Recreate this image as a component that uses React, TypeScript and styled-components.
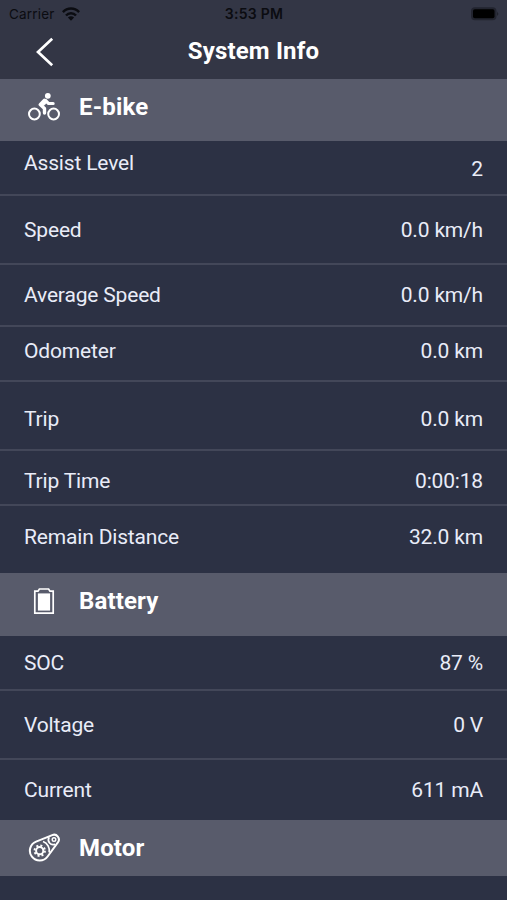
import React from "react";
import styled, { createGlobalStyle } from "styled-components";

const GlobalStyle = createGlobalStyle`
  * { box-sizing: border-box; }
  body { margin: 0; background: #2c3144; }
`;

const Screen = styled.main`
  display: flex;
  flex-direction: column;
  width: 507px;
  height: 900px;
  overflow: hidden;
  background: #2c3144;
  color: #e9ecf8;
  font-family: Roboto, "Liberation Sans", sans-serif;
`;

const TopBar = styled.header`
  height: 79px;
  flex: none;
  background: #333645;
`;

const StatusBar = styled.div`
  display: grid;
  grid-template-columns: 1fr auto 1fr;
  align-items: center;
  height: 27px;
  padding: 1px 8px 0 9px;
  color: #0b0c11;
  font-family: Inter, "Liberation Sans", sans-serif;
  font-size: 14px;
  line-height: 20px;
`;

const Carrier = styled.div`
  display: flex;
  align-items: center;
  gap: 7px;
  font-size: 13.5px;
  letter-spacing: 0.18px;
`;

const Clock = styled.time`
  font-weight: 600;
  letter-spacing: 0.25px;
`;

const BatteryLevel = styled.svg`
  justify-self: end;
`;

const NavBar = styled.nav`
  display: grid;
  grid-template-columns: 80px 1fr 80px;
  height: 52px;
`;

const BackButton = styled.button`
  display: flex;
  justify-content: flex-start;
  border: 0;
  padding: 9px 0 0 35px;
  background: none;
`;

const Title = styled.h1`
  margin: 0;
  padding-top: 10px;
  color: #fff;
  text-align: center;
  font-size: 24px;
  font-weight: 700;
  letter-spacing: 0.15px;
  line-height: 28px;
`;

const SectionHeader = styled.h2<{ $height: number; $top: number }>`
  display: flex;
  align-items: flex-start;
  flex: none;
  height: ${(p) => p.$height}px;
  margin: 0;
  padding: ${(p) => p.$top}px 0 0 27px;
  background: #585b6b;
  color: #fff;
  font-size: 24px;
  font-weight: 700;
  letter-spacing: 0.15px;
  line-height: 28px;
`;

const IconSlot = styled.span<{ $lift?: number }>`
  display: flex;
  width: 52px;
  margin-top: ${(p) => -(p.$lift ?? 0)}px;
`;

const Row = styled.div<{ $height: number; $last?: boolean }>`
  display: flex;
  justify-content: space-between;
  flex: none;
  height: ${(p) => p.$height}px;
  padding: 0 24px;
  border-bottom: ${(p) => (p.$last ? "0" : "2px solid #434759")};
  font-size: 21px;
  letter-spacing: -0.17px;
  line-height: 24px;
`;

const Cell = styled.span<{ $top: number }>`
  padding-top: ${(p) => p.$top}px;
  white-space: pre;
`;

const WifiIcon = () => (
  <svg width="18" height="14" viewBox="0 0 18 14" fill="none" stroke="#0b0c11" strokeWidth="2.5">
    <path d="M.9 5.2C5.4.4 12.6.4 17.1 5.2" />
    <path d="M4 8.5C6.7 5.6 11.3 5.6 14 8.5" />
    <path d="M9 13.7 5.9 10.5C7.6 8.9 10.4 8.9 12.1 10.5Z" fill="#0b0c11" stroke="none" />
  </svg>
);

const CyclistIcon = () => (
  <svg width="34" height="30" viewBox="0 0 34 30" fill="none" stroke="#fff">
    <circle cx="7.4" cy="22" r="5.4" strokeWidth="2" />
    <circle cx="26.6" cy="22" r="5.4" strokeWidth="2" />
    <circle cx="20.8" cy="3.8" r="2.9" fill="#fff" stroke="none" />
    <path d="M17.3 8.4 13.2 12.6 17.5 16.4V21" strokeWidth="3.4" strokeLinecap="round" strokeLinejoin="round" />
    <path d="M18.6 8.4 21.6 11.6H26.2" strokeWidth="3" strokeLinecap="round" strokeLinejoin="round" />
    <path d="M14.2 11 18.2 7.8 20 10.4 16.6 13.6Z" fill="#fff" strokeWidth="1" />
  </svg>
);

const BatteryIcon = () => (
  <svg width="34" height="30" viewBox="0 0 34 30" fill="none" stroke="#fff">
    <path d="M7.8 4.1H11L12.4 2H21.6L23 4.1H26.2V26.2H7.8Z" strokeWidth="1.7" />
    <path d="M10.9 6.4H23.1V23.6H10.9Z" fill="#fff" stroke="none" />
  </svg>
);

const MotorIcon = () => (
  <svg width="34" height="30" viewBox="0 0 34 30" fill="none" stroke="#fff">
    <path d="M9.1 8.6 25.2 2.1A4.8 4.8 0 0 1 30.9 9.4L20.6 23.5A9.8 9.8 0 1 1 9.1 8.6Z" strokeWidth="2" />
    <path d="M16 8.5A9.8 9.8 0 0 1 22.2 19.5M22.2 4.2A4.8 4.8 0 0 0 28.2 11.2" strokeWidth="1.7" />
    <circle cx="12.7" cy="17.7" r="3.6" strokeWidth="2" />
    <circle cx="12.7" cy="17.7" r="5.2" strokeWidth="2" strokeDasharray="2 2.084" />
    <circle cx="27" cy="6.6" r="1.8" strokeWidth="1.4" />
  </svg>
);

type Reading = {
  label: string;
  value: string;
  height: number;
  top: number;
  valueTop?: number;
  last?: boolean;
};

const bikeReadings: Reading[] = [
  { label: "Assist Level", value: "2", height: 55, top: 10, valueTop: 16 },
  { label: "Speed", value: "0.0 km/h", height: 69, top: 22 },
  { label: "Average Speed", value: "0.0 km/h", height: 62, top: 18 },
  { label: "Odometer", value: "0.0 km", height: 55, top: 12 },
  { label: "Trip", value: "0.0 km", height: 69, top: 25 },
  { label: "Trip Time", value: "0:00:18", height: 55, top: 18 },
  { label: "Remain Distance", value: "32.0 km", height: 67, top: 19, last: true },
];

const batteryReadings: Reading[] = [
  { label: "SOC", value: "87 %", height: 55, top: 15 },
  { label: "Voltage", value: "0 V", height: 69, top: 22 },
  { label: "Current", value: "611 mA", height: 60, top: 18, last: true },
];

const Readings = ({ items }: { items: Reading[] }) => (
  <>
    {items.map((r) => (
      <Row key={r.label} $height={r.height} $last={r.last}>
        <Cell $top={r.top}>{r.label}</Cell>
        <Cell $top={r.valueTop ?? r.top}>{r.value}</Cell>
      </Row>
    ))}
  </>
);

export default function App() {
  return (
    <Screen>
      <GlobalStyle />
      <TopBar>
        <StatusBar>
          <Carrier>
            <span>Carrier</span>
            <WifiIcon />
          </Carrier>
          <Clock>3:53 PM</Clock>
          <BatteryLevel width="30" height="16" viewBox="0 0 30 16">
            <rect x="2" y="1.2" width="25.5" height="13" rx="4" fill="#22242f" />
            <rect x="4" y="3.3" width="21.5" height="9" rx="1.8" fill="#000" />
            <path d="M28.4 5.5Q30 7.7 28.4 10Z" fill="#16171e" />
          </BatteryLevel>
        </StatusBar>
        <NavBar>
          <BackButton aria-label="Back">
            <svg width="20" height="32" viewBox="0 0 20 32" fill="none" stroke="#fff" strokeWidth="2.7">
              <path d="M17.2 2.7 3 16 17.2 29.3" />
            </svg>
          </BackButton>
          <Title>System Info</Title>
        </NavBar>
      </TopBar>
      <SectionHeader $height={62} $top={14}>
        <IconSlot $lift={1}><CyclistIcon /></IconSlot>E-bike
      </SectionHeader>
      <Readings items={bikeReadings} />
      <SectionHeader $height={63} $top={14}>
        <IconSlot><BatteryIcon /></IconSlot>Battery
      </SectionHeader>
      <Readings items={batteryReadings} />
      <SectionHeader $height={56} $top={14}>
        <IconSlot $lift={1}><MotorIcon /></IconSlot>Motor
      </SectionHeader>
    </Screen>
  );
}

--*--

TASK OBJECTIVE:
Your copy of the data should match it exactly, except that pictures are left out.

TASK RESULT:
Recreate this image as a component that uses React, TypeScript and styled-components.
import React from "react";
import styled, { createGlobalStyle } from "styled-components";

const GlobalStyle = createGlobalStyle`
  * { box-sizing: border-box; }
  body { margin: 0; background: #2c3144; }
`;

const Screen = styled.main`
  display: flex;
  flex-direction: column;
  width: 507px;
  height: 900px;
  overflow: hidden;
  background: #2c3144;
  color: #e9ecf8;
  font-family: Roboto, "Liberation Sans", sans-serif;
`;

const TopBar = styled.header`
  height: 79px;
  flex: none;
  background: #333645;
`;

const StatusBar = styled.div`
  display: grid;
  grid-template-columns: 1fr auto 1fr;
  align-items: center;
  height: 27px;
  padding: 1px 8px 0 9px;
  color: #0b0c11;
  font-family: Inter, "Liberation Sans", sans-serif;
  font-size: 14px;
  line-height: 20px;
`;

const Carrier = styled.div`
  display: flex;
  align-items: center;
  gap: 7px;
  font-size: 13.5px;
  letter-spacing: 0.18px;
`;

const Clock = styled.time`
  font-weight: 600;
  letter-spacing: 0.25px;
`;

const BatteryLevel = styled.svg`
  justify-self: end;
`;

const NavBar = styled.nav`
  display: grid;
  grid-template-columns: 80px 1fr 80px;
  height: 52px;
`;

const BackButton = styled.button`
  display: flex;
  justify-content: flex-start;
  border: 0;
  padding: 9px 0 0 35px;
  background: none;
`;

const Title = styled.h1`
  margin: 0;
  padding-top: 10px;
  color: #fff;
  text-align: center;
  font-size: 24px;
  font-weight: 700;
  letter-spacing: 0.15px;
  line-height: 28px;
`;

const SectionHeader = styled.h2<{ $height: number; $top: number }>`
  display: flex;
  align-items: flex-start;
  flex: none;
  height: ${(p) => p.$height}px;
  margin: 0;
  padding: ${(p) => p.$top}px 0 0 27px;
  background: #585b6b;
  color: #fff;
  font-size: 24px;
  font-weight: 700;
  letter-spacing: 0.15px;
  line-height: 28px;
`;

const IconSlot = styled.span<{ $lift?: number }>`
  display: flex;
  width: 52px;
  margin-top: ${(p) => -(p.$lift ?? 0)}px;
`;

const Row = styled.div<{ $height: number; $last?: boolean }>`
  display: flex;
  justify-content: space-between;
  flex: none;
  height: ${(p) => p.$height}px;
  padding: 0 24px;
  border-bottom: ${(p) => (p.$last ? "0" : "2px solid #434759")};
  font-size: 21px;
  letter-spacing: -0.17px;
  line-height: 24px;
`;

const Cell = styled.span<{ $top: number }>`
  padding-top: ${(p) => p.$top}px;
  white-space: pre;
`;

const WifiIcon = () => (
  <svg width="18" height="14" viewBox="0 0 18 14" fill="none" stroke="#0b0c11" strokeWidth="2.5">
    <path d="M.9 5.2C5.4.4 12.6.4 17.1 5.2" />
    <path d="M4 8.5C6.7 5.6 11.3 5.6 14 8.5" />
    <path d="M9 13.7 5.9 10.5C7.6 8.9 10.4 8.9 12.1 10.5Z" fill="#0b0c11" stroke="none" />
  </svg>
);

const CyclistIcon = () => (
  <svg width="34" height="30" viewBox="0 0 34 30" fill="none" stroke="#fff">
    <circle cx="7.4" cy="22" r="5.4" strokeWidth="2" />
    <circle cx="26.6" cy="22" r="5.4" strokeWidth="2" />
    <circle cx="20.8" cy="3.8" r="2.9" fill="#fff" stroke="none" />
    <path d="M17.3 8.4 13.2 12.6 17.5 16.4V21" strokeWidth="3.4" strokeLinecap="round" strokeLinejoin="round" />
    <path d="M18.6 8.4 21.6 11.6H26.2" strokeWidth="3" strokeLinecap="round" strokeLinejoin="round" />
    <path d="M14.2 11 18.2 7.8 20 10.4 16.6 13.6Z" fill="#fff" strokeWidth="1" />
  </svg>
);

const BatteryIcon = () => (
  <svg width="34" height="30" viewBox="0 0 34 30" fill="none" stroke="#fff">
    <path d="M7.8 4.1H11L12.4 2H21.6L23 4.1H26.2V26.2H7.8Z" strokeWidth="1.7" />
    <path d="M10.9 6.4H23.1V23.6H10.9Z" fill="#fff" stroke="none" />
  </svg>
);

const MotorIcon = () => (
  <svg width="34" height="30" viewBox="0 0 34 30" fill="none" stroke="#fff">
    <path d="M9.1 8.6 25.2 2.1A4.8 4.8 0 0 1 30.9 9.4L20.6 23.5A9.8 9.8 0 1 1 9.1 8.6Z" strokeWidth="2" />
    <path d="M16 8.5A9.8 9.8 0 0 1 22.2 19.5M22.2 4.2A4.8 4.8 0 0 0 28.2 11.2" strokeWidth="1.7" />
    <circle cx="12.7" cy="17.7" r="3.6" strokeWidth="2" />
    <circle cx="12.7" cy="17.7" r="5.2" strokeWidth="2" strokeDasharray="2 2.084" />
    <circle cx="27" cy="6.6" r="1.8" strokeWidth="1.4" />
  </svg>
);

type Reading = {
  label: string;
  value: string;
  height: number;
  top: number;
  valueTop?: number;
  last?: boolean;
};

const bikeReadings: Reading[] = [
  { label: "Assist Level", value: "2", height: 55, top: 10, valueTop: 16 },
  { label: "Speed", value: "0.0 km/h", height: 69, top: 22 },
  { label: "Average Speed", value: "0.0 km/h", height: 62, top: 18 },
  { label: "Odometer", value: "0.0 km", height: 55, top: 12 },
  { label: "Trip", value: "0.0 km", height: 69, top: 25 },
  { label: "Trip Time", value: "0:00:18", height: 55, top: 18 },
  { label: "Remain Distance", value: "32.0 km", height: 67, top: 19, last: true },
];

const batteryReadings: Reading[] = [
  { label: "SOC", value: "87 %", height: 55, top: 15 },
  { label: "Voltage", value: "0 V", height: 69, top: 22 },
  { label: "Current", value: "611 mA", height: 60, top: 18, last: true },
];

const Readings = ({ items }: { items: Reading[] }) => (
  <>
    {items.map((r) => (
      <Row key={r.label} $height={r.height} $last={r.last}>
        <Cell $top={r.top}>{r.label}</Cell>
        <Cell $top={r.valueTop ?? r.top}>{r.value}</Cell>
      </Row>
    ))}
  </>
);

export default function App() {
  return (
    <Screen>
      <GlobalStyle />
      <TopBar>
        <StatusBar>
          <Carrier>
            <span>Carrier</span>
            <WifiIcon />
          </Carrier>
          <Clock>3:53 PM</Clock>
          <BatteryLevel width="30" height="16" viewBox="0 0 30 16">
            <rect x="2" y="1.2" width="25.5" height="13" rx="4" fill="#22242f" />
            <rect x="4" y="3.3" width="21.5" height="9" rx="1.8" fill="#000" />
            <path d="M28.4 5.5Q30 7.7 28.4 10Z" fill="#16171e" />
          </BatteryLevel>
        </StatusBar>
        <NavBar>
          <BackButton aria-label="Back">
            <svg width="20" height="32" viewBox="0 0 20 32" fill="none" stroke="#fff" strokeWidth="2.7">
              <path d="M17.2 2.7 3 16 17.2 29.3" />
            </svg>
          </BackButton>
          <Title>System Info</Title>
        </NavBar>
      </TopBar>
      <SectionHeader $height={62} $top={14}>
        <IconSlot $lift={1}><CyclistIcon /></IconSlot>E-bike
      </SectionHeader>
      <Readings items={bikeReadings} />
      <SectionHeader $height={63} $top={14}>
        <IconSlot><BatteryIcon /></IconSlot>Battery
      </SectionHeader>
      <Readings items={batteryReadings} />
      <SectionHeader $height={56} $top={14}>
        <IconSlot $lift={1}><MotorIcon /></IconSlot>Motor
      </SectionHeader>
    </Screen>
  );
}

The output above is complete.